New Broom to Sweep Impunity

Do the duties of state officials overlap their territorial jurisdiction? We have just seen one enacted by the chief judge of Bayelsa State in swearing in the elected governor of Rivers State by the order of the former attorney general of the federation, Mohammed Adoke. Henceforth, by that action, all the jurists in Nigeria have come under the federal executive, a questionable act under the separation of powers. The attorney general of the federation is an appointee of the executive and has no judicial powers to determine guilt or innocence, according to our laws. Adoke has just set a precedent in overlap jurisdiction not contained in our laws. If unchallenged, the Ekiti chief judge may now try cases of offences committed in Osun State and determine guilt or innocence. Adoke has staged the grand finale of the reign of impunity that started at the federal level when former President Olusegun Obasanjo, helped by Nuhu Ribadu and Bayo Ojo, pronounced people guilty of crimes in contravention of the duties of the court. I am not a lawyer, but I am not stupid. Does it mean now that the governor of Rivers State shall henceforth be beholden to the laws of Bayelsa and that any official of the two states can act territorially beyond their jurisdictions known to our laws on each other’s behalf?

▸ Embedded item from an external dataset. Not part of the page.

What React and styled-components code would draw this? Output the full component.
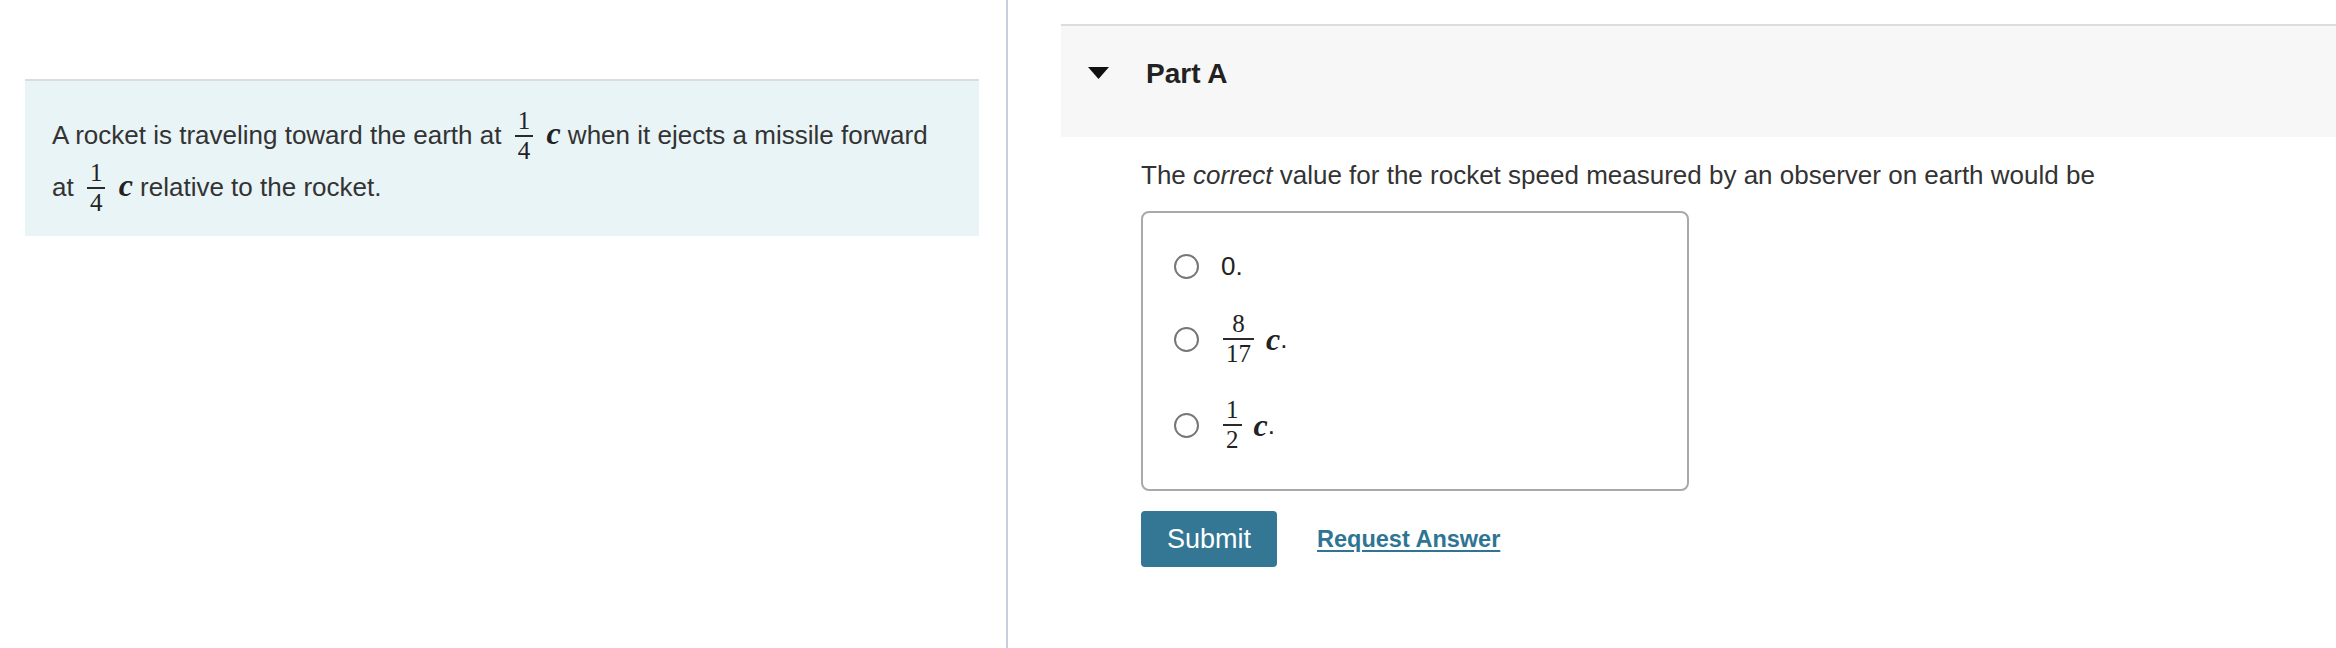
import React from "react";
import styled, { createGlobalStyle } from "styled-components";

const Global = createGlobalStyle`
  html, body { margin: 0; padding: 0; background: #ffffff; }
  body { font-family: "Liberation Sans", Arial, sans-serif; color: #333333; }
`;

const Page = styled.div`
  display: flex;
  min-height: 100vh;
  width: 100%;
`;

const LeftCol = styled.div`
  flex: none;
  width: 1008px;
  box-sizing: border-box;
  padding: 79px 27px 0 25px;
  border-right: 2px solid #c6d0dd;
`;

const Intro = styled.div`
  background: #e9f4f7;
  border-top: 2px solid #dcdcdc;
  padding: 28px 40px 23px 27px;
  font-size: 26px;
  line-height: 52px;
  color: #333333;
`;

const RightCol = styled.div`
  flex: 1;
  min-width: 0;
  box-sizing: border-box;
  padding: 24px 0 0 53px;
`;

const PartHeader = styled.div`
  display: flex;
  align-items: center;
  gap: 37px;
  height: 113px;
  box-sizing: border-box;
  padding: 0 0 16px 27px;
  background: #f7f7f7;
  border-top: 2px solid #dddddd;
`;

const PartTitle = styled.h2`
  margin: 0;
  font-size: 28px;
  line-height: 34px;
  font-weight: 700;
  color: #222222;
`;

const Caret = styled.svg`
  display: block;
  width: 21px;
  height: 12px;
  margin-bottom: 2px;
`;

const PartBody = styled.div`
  padding: 23px 0 0 80px;
`;

const Question = styled.p`
  margin: 0;
  font-size: 26px;
  line-height: 30px;
  color: #333333;
`;

const Choices = styled.div`
  margin-top: 21px;
  width: 548px;
  box-sizing: border-box;
  border: 2px solid #a9a9a9;
  border-radius: 8px;
  padding: 39px 0 37px 31px;
  display: flex;
  flex-direction: column;
  gap: 32px;
`;

const Choice = styled.label`
  display: flex;
  align-items: center;
  gap: 22px;
  cursor: pointer;
`;

const Radio = styled.span`
  flex: none;
  width: 25px;
  height: 25px;
  box-sizing: border-box;
  border: 2px solid #767676;
  border-radius: 50%;
  background: #ffffff;
`;

const ChoiceText = styled.span`
  display: inline-flex;
  align-items: center;
  min-height: 28px;
  font-size: 26px;
  line-height: 28px;
  color: #222222;
`;

const Frac = styled.span`
  display: inline-flex;
  flex-direction: column;
  align-items: stretch;
  vertical-align: 15px;
  margin: 0 ${(p) => p.$gap || 6}px 0 ${(p) => p.$lead || 6}px;
  font-family: "Liberation Serif", "Times New Roman", serif;
  font-size: 25px;
  line-height: 24px;
  color: #222222;
  text-align: center;
`;

const InlineFrac = styled(Frac)`
  margin-top: -3px;
  margin-bottom: -3px;
`;

const FracPart = styled.span`
  display: block;
  padding: 0 3px;
`;

const FracBar = styled.span`
  display: block;
  height: 2px;
  margin: 2px 0;
  background: #2a2a2a;
`;

const MathC = styled.span`
  font-family: "Liberation Serif", "Times New Roman", serif;
  font-style: italic;
  font-weight: 600;
  font-size: 32px;
  line-height: 28px;
  color: #222222;
`;

const Dot = styled.span`
  font-size: 26px;
`;

const Actions = styled.div`
  display: flex;
  align-items: center;
  gap: 40px;
  margin-top: 20px;
`;

const SubmitButton = styled.button`
  height: 56px;
  padding: 0 26px;
  border: none;
  border-radius: 4px;
  background: #337795;
  color: #ffffff;
  font-family: "Liberation Sans", Arial, sans-serif;
  font-size: 27px;
  cursor: pointer;
`;

const RequestLink = styled.a`
  font-size: 23.5px;
  font-weight: 700;
  color: #2e7594;
  text-decoration: underline;
  text-underline-offset: 3px;
  cursor: pointer;
`;

function Fraction({ num, den, lead, gap, inline }) {
  const Box = inline ? InlineFrac : Frac;
  return (
    <Box $lead={lead} $gap={gap}>
      <FracPart>{num}</FracPart>
      <FracBar />
      <FracPart>{den}</FracPart>
    </Box>
  );
}

export default function App() {
  return (
    <>
      <Global />
      <Page>
        <LeftCol>
          <Intro>
            A rocket is traveling toward the earth at <Fraction inline num="1" den="4" />{" "}
            <MathC>c</MathC> when it ejects a missile forward at{" "}
            <Fraction inline num="1" den="4" /> <MathC>c</MathC> relative to the rocket.
          </Intro>
        </LeftCol>
        <RightCol>
          <PartHeader>
            <Caret viewBox="0 0 21 12">
              <polygon points="0,0 21,0 10.5,12" fill="#111111" />
            </Caret>
            <PartTitle>Part A</PartTitle>
          </PartHeader>
          <PartBody>
            <Question>
              The <em>correct</em> value for the rocket speed measured by an observer on earth would be
            </Question>
            <Choices>
              <Choice>
                <Radio />
                <ChoiceText>0.</ChoiceText>
              </Choice>
              <Choice>
                <Radio />
                <ChoiceText>
                  <Fraction num="8" den="17" lead={2} gap={12} />
                  <MathC>c</MathC>
                  <Dot>.</Dot>
                </ChoiceText>
              </Choice>
              <Choice>
                <Radio />
                <ChoiceText>
                  <Fraction num="1" den="2" lead={2} gap={12} />
                  <MathC>c</MathC>
                  <Dot>.</Dot>
                </ChoiceText>
              </Choice>
            </Choices>
            <Actions>
              <SubmitButton>Submit</SubmitButton>
              <RequestLink>Request Answer</RequestLink>
            </Actions>
          </PartBody>
        </RightCol>
      </Page>
    </>
  );
}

Mushin, a suburb of Lagos, was in Western Nigeria when the Federal Capital Territory was created after the 1953 constitutional conference that tore the National Council of Nigeria and Cameroons (NCNC) apart. Boundary Hotel, Idi Oro, was the boundary of Lagos and Western Region. Alakara police station, almost facing Boundary Hotel, was in Lagos. During tax raids in those days, workers who crossed to the Lagos side could not be arrested by officials of Western Nigeria. That type of respect for territorial jurisdiction obtains up till now in the United States of America that we imitate. Not any longer in Nigeria. Under whose laws did Adoke derive the powers to transfer judges? That really was the act he boldly staged by violating the boundaries of power. And the Madam Chief Judge of Bayelsa has opened the floodgate to interpretations of no mean consequence as to the independence of the judiciary. Does it mean she can now take decision on the order of any executive in her state or beyond in the performance of her duties? That smells of jurisdictional sell-out of the independence of the judiciary because Adoke had not the powers to fire or hire her. Must this impunity stand and how valid is the swearing-in of that governor and the actions he has taken in office? Nigerians are waiting for answers from the Supreme Court, the apex interpreter of our laws.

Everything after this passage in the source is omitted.